Work out the number of lines with the word "React" in the material below, then reply with that number only.

---- Data

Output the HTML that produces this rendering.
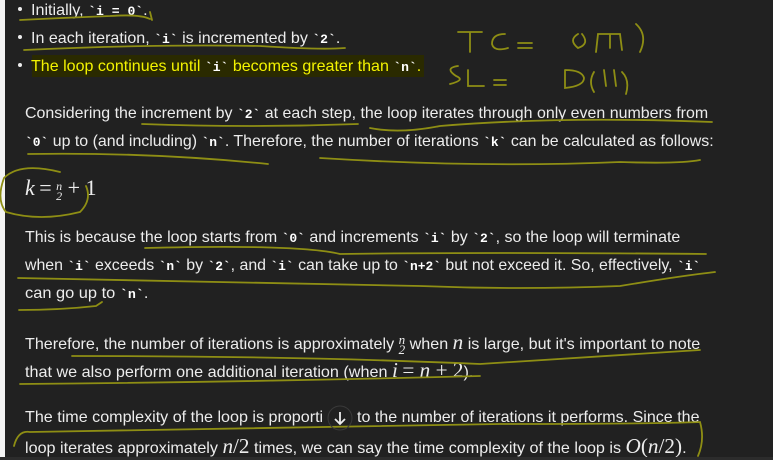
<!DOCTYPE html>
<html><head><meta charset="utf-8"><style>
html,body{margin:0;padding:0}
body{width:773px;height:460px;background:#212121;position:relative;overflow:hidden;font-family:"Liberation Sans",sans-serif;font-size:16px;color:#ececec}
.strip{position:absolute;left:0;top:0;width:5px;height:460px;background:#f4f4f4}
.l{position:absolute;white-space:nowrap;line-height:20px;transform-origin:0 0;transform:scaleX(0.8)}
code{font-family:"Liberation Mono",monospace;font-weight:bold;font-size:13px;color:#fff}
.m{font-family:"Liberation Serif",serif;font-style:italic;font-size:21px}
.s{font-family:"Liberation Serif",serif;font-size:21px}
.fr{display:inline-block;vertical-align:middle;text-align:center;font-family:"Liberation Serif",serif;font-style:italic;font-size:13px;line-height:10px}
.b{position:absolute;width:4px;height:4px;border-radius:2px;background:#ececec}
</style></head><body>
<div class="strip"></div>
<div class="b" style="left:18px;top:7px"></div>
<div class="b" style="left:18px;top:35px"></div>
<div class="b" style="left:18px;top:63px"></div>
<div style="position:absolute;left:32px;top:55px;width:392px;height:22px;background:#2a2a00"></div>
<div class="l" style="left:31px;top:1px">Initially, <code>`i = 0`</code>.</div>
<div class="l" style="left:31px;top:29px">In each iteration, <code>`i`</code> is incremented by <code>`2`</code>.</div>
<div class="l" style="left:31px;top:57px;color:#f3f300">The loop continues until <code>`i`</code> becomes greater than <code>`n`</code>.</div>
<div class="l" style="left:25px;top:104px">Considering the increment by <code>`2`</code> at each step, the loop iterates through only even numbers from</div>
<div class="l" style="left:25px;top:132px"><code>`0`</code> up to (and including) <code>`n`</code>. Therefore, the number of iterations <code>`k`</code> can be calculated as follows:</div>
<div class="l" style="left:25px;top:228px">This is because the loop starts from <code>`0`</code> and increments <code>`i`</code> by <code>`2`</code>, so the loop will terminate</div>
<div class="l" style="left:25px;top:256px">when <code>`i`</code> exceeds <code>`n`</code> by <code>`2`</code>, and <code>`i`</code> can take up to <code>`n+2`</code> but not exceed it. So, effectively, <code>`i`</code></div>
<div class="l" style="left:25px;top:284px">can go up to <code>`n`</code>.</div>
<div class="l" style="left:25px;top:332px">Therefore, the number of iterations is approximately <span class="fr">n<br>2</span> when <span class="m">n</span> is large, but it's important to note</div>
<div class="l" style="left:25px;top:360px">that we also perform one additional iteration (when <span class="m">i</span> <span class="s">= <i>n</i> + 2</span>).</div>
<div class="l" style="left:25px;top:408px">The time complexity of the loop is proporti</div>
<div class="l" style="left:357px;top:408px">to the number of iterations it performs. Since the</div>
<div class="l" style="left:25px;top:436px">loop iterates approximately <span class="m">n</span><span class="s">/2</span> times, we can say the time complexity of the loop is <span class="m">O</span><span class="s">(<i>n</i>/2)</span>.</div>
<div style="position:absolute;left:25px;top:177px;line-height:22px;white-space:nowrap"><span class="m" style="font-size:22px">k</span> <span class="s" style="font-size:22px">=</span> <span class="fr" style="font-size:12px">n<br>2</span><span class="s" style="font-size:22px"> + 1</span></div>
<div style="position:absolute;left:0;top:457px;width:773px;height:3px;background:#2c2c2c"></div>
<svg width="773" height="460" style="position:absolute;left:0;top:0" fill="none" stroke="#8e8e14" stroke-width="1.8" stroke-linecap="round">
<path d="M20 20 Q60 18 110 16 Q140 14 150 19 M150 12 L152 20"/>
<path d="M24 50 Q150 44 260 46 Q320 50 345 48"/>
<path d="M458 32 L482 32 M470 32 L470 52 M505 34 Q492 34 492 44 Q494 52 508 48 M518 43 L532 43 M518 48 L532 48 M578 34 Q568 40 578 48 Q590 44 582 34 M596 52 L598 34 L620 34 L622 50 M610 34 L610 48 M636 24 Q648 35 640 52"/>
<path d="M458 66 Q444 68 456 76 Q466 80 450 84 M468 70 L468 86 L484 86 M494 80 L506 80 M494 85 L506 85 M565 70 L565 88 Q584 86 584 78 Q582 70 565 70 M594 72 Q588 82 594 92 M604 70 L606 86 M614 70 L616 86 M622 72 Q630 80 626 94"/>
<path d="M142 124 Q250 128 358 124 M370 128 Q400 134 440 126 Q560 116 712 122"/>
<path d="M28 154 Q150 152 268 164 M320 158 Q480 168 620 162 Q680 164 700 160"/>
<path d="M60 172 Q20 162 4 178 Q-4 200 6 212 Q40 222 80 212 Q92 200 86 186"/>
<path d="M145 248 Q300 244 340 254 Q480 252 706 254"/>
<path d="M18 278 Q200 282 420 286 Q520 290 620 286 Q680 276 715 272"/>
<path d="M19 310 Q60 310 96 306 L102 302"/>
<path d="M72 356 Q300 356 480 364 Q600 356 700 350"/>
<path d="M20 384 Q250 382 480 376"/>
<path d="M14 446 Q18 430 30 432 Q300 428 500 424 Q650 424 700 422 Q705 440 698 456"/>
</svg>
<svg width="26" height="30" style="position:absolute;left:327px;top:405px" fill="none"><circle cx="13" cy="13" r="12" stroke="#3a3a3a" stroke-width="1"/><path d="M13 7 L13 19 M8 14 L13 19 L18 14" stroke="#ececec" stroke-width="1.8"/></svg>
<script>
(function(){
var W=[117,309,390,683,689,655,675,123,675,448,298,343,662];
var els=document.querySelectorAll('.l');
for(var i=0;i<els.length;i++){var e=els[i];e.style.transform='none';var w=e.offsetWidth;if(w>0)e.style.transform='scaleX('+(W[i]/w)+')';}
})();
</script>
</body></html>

--------
---- Data

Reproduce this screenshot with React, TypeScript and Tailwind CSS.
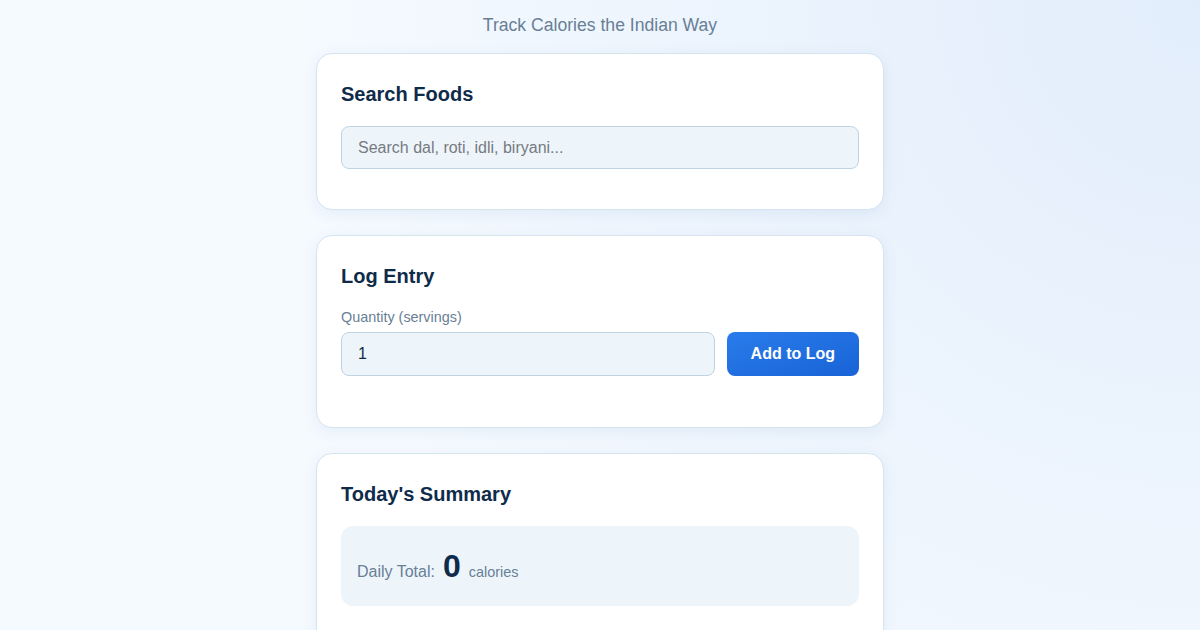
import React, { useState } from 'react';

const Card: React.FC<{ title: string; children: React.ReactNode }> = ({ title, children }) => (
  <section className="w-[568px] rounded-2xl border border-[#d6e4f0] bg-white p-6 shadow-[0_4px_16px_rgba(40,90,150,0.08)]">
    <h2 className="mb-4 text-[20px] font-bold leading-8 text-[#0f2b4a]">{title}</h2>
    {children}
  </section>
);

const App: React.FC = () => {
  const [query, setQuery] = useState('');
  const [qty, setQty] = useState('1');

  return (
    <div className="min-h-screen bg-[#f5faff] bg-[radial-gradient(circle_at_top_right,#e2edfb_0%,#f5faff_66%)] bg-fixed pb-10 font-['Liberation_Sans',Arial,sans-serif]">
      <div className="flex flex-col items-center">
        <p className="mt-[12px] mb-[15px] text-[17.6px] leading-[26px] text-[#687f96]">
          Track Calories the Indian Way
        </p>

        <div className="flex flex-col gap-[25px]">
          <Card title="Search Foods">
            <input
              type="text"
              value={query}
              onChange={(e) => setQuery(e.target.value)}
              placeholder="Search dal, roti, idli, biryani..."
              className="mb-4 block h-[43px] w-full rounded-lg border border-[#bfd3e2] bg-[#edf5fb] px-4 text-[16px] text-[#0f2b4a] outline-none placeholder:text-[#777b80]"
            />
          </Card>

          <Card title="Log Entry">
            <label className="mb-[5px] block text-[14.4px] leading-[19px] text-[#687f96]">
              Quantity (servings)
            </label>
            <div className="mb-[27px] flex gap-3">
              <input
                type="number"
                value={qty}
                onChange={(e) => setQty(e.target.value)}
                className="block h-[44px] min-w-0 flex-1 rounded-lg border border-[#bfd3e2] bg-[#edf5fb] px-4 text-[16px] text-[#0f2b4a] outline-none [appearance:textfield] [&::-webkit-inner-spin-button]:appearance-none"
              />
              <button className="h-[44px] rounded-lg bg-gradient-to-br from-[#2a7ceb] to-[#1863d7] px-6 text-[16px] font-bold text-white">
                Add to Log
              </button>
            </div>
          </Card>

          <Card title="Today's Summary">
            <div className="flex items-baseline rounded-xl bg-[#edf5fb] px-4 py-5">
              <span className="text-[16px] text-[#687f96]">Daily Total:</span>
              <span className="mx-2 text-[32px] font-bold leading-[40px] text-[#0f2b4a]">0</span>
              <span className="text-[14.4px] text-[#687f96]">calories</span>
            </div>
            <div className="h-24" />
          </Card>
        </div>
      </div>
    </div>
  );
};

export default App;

--------

Response to the task:
4